Ironically, at the same time that the regime is exporting food, it is importing the same items from abroad. The ruling mafia gangs import a variety of goods into the country without paying customs at the border. The huge amount of imports, recently announced by the Parliamentary Research Commission in 2016 and 2017, was more than $25 billion and has led to the collapse of domestic production. After the drop in prices of domestic products, the import gangs, mainly affiliated with the Revolutionary Guards, get involved as buyers and buy the agricultural products at a much lower price from farmers and they export it at a greater price to other countries.

Even in these days, in social media, we have seen the painful images of deprived and helpless farmers who, out of anger and frustration, throw their products on roads or destroy them.

But that is not the whole story of the looted economy, whose main victims are the weakest and most deprived classes of the society.

While the minimum wage of workers is set at 18 million rials, and this, according to the regime's own sources, covers only a quarter of the living needs of workers, the regime is constantly to steal what little income labor-class families have. This criminal act is done through the natural and deliberate increase of currency prices. In recent months, the dollar rate has risen from 120,000-130,000 rials to more than 175,000 rials, which has resulted in a sharp decrease in the purchasing power of the people.

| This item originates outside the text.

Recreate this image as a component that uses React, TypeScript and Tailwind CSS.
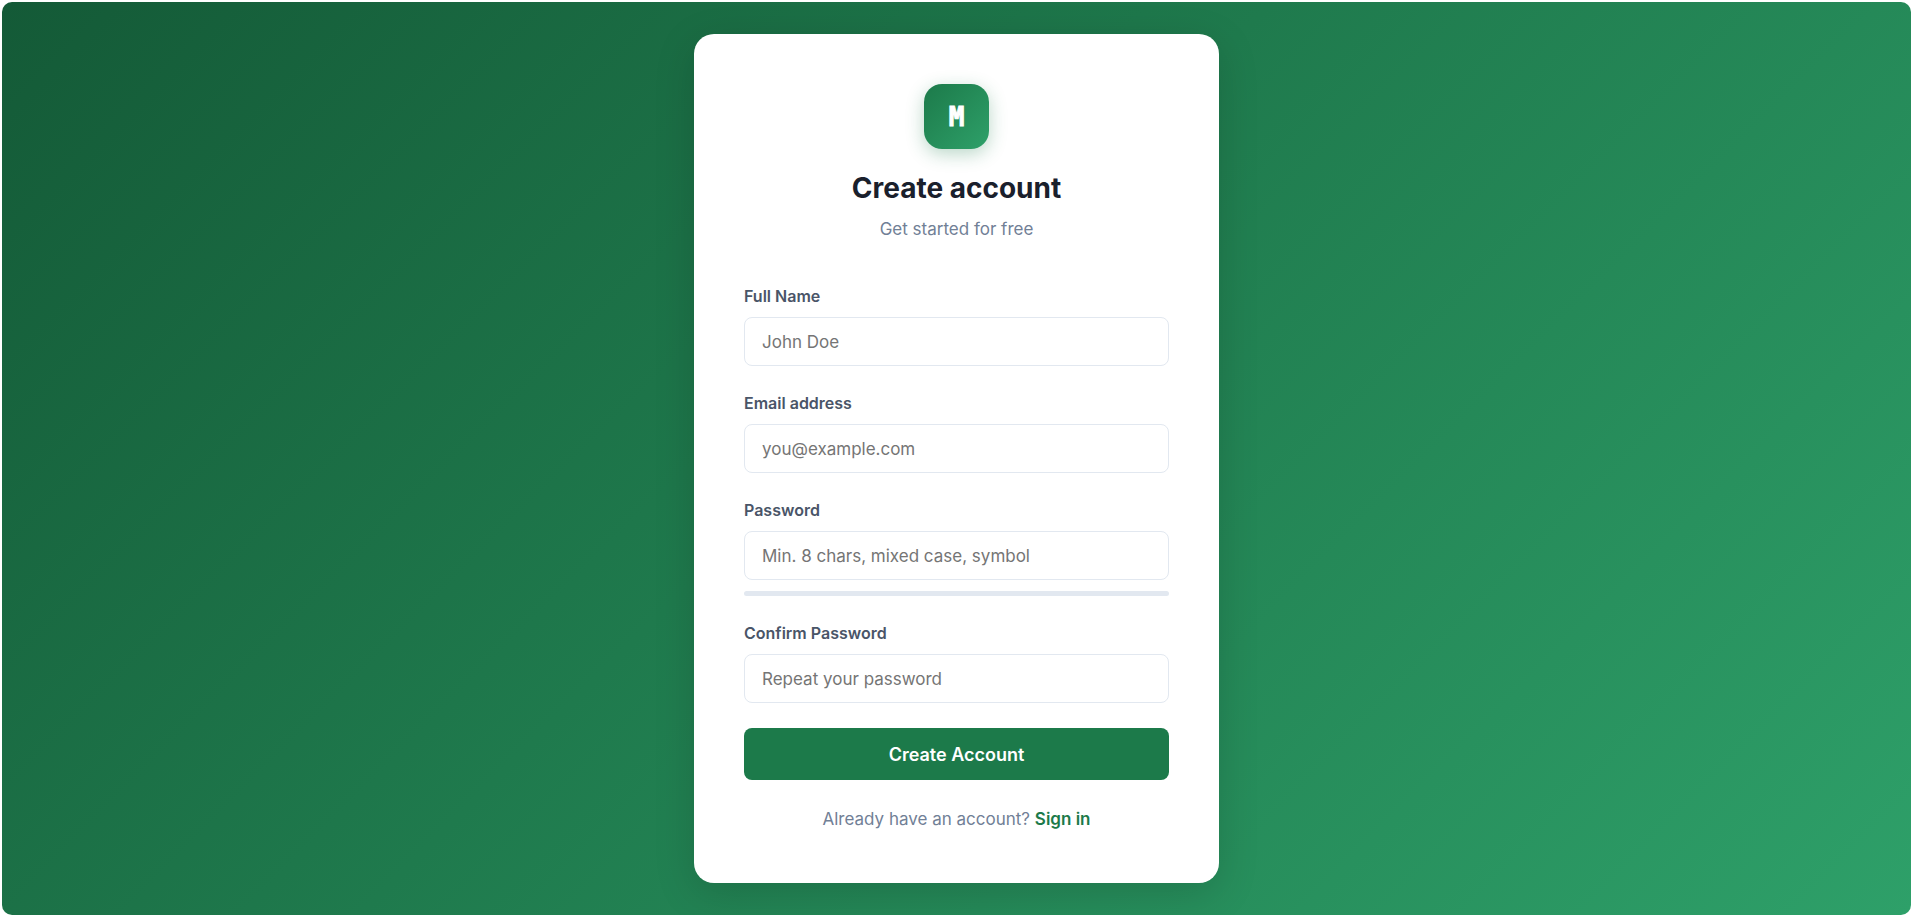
import { useState } from "react";
import type { FormEvent } from "react";

interface Field {
  id: string;
  label: string;
  type: string;
  placeholder: string;
  autoComplete: string;
}

const fields: Field[] = [
  { id: "name", label: "Full Name", type: "text", placeholder: "John Doe", autoComplete: "name" },
  { id: "email", label: "Email address", type: "email", placeholder: "you@example.com", autoComplete: "email" },
  { id: "password", label: "Password", type: "password", placeholder: "Min. 8 chars, mixed case, symbol", autoComplete: "new-password" },
  { id: "confirm", label: "Confirm Password", type: "password", placeholder: "Repeat your password", autoComplete: "new-password" },
];

const strengthColors = ["#e2e8f0", "#e53e3e", "#dd6b20", "#d69e2e", "#1c7a4a"];

function getStrength(password: string) {
  let score = 0;
  if (password.length >= 8) score++;
  if (/[a-z]/.test(password) && /[A-Z]/.test(password)) score++;
  if (/\d/.test(password)) score++;
  if (/[^A-Za-z0-9]/.test(password)) score++;
  return score;
}

export default function App() {
  const [values, setValues] = useState<Record<string, string>>({});

  const strength = getStrength(values.password ?? "");

  const handleSubmit = (e: FormEvent) => {
    e.preventDefault();
  };

  return (
    <div className="flex min-h-screen bg-white pt-0.5 pr-1 pl-0.5 font-['Inter',sans-serif]">
      <main className="flex flex-1 items-center justify-center rounded-[10px] bg-[linear-gradient(135deg,#145a37_0%,#1f7a4d_45%,#2ea069_100%)] px-4 py-8">
        <div className="w-full max-w-[525px] rounded-[20px] bg-white p-[50px] shadow-[0_10px_40px_rgba(0,0,0,0.15)]">
          <div className="mb-[41px] flex flex-col items-center text-center">
            <div className="mb-5 flex size-[65px] items-center justify-center rounded-[18px] bg-linear-135 from-[#1c7a4a] to-[#2ea069] pt-0.5 font-['DejaVu_Sans_Mono',monospace] text-[26px] font-bold text-white shadow-[0_5px_18px_rgba(28,122,74,0.3)] [-webkit-text-stroke:1px_white]">
              M
            </div>
            <h1 className="mb-2 text-[28px] leading-[38px] font-bold text-[#1a202c]">Create account</h1>
            <p className="text-[17px] leading-7 text-[#718096]">Get started for free</p>
          </div>

          <form onSubmit={handleSubmit}>
            {fields.map((field) => (
              <div key={field.id} className="mb-[25px]">
                <label htmlFor={field.id} className="mb-[9px] block text-[16px] leading-6 font-semibold text-[#4a5568]">
                  {field.label}
                </label>
                <input
                  id={field.id}
                  type={field.type}
                  placeholder={field.placeholder}
                  autoComplete={field.autoComplete}
                  value={values[field.id] ?? ""}
                  onChange={(e) => setValues((v) => ({ ...v, [field.id]: e.target.value }))}
                  className="block h-[49px] w-full rounded-lg border border-[#e2e8f0] px-[17px] text-[17px] text-[#1a202c] placeholder:text-[#757575] focus:border-[#1c7a4a] focus:outline-none"
                />
                {field.id === "password" && (
                  <div className="mt-[11px] h-[5px] overflow-hidden rounded-full bg-[#e2e8f0]">
                    <div
                      className="h-full transition-all"
                      style={{ width: `${strength * 25}%`, backgroundColor: strengthColors[strength] }}
                    />
                  </div>
                )}
              </div>
            ))}

            <button
              type="submit"
              className="block h-[52px] w-full rounded-lg bg-[#1c7a4a] text-[18px] font-semibold text-white hover:bg-[#145a37]"
            >
              Create Account
            </button>
          </form>

          <p className="mt-[25px] text-center text-[17px] leading-7 text-[#718096]">
            Already have an account?{" "}
            <a href="#signin" className="font-semibold text-[#1c7a4a] hover:underline">
              Sign in
            </a>
          </p>
        </div>
      </main>
    </div>
  );
}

Some of the regime’s economic experts revealed that to cover its budget deficit, the Rouhani government is entertaining thoughts of raising the price of the U.S. dollar to 250,000 rials. This is similar to what the regime did in 2018 by raising dollars rate from 30,000 to 180,000 to 190,000 tomans and reduced the salaries of people to one-fifth or less.

At the same time, political and economic experts of the regime are constantly asking the question: To what extent the Iranian society can tolerate this? Many warn that this has reached its threshold and an uprising at the scale of the December 2017 and November 2019 unrests—or maybe bigger—is looming on the horizon.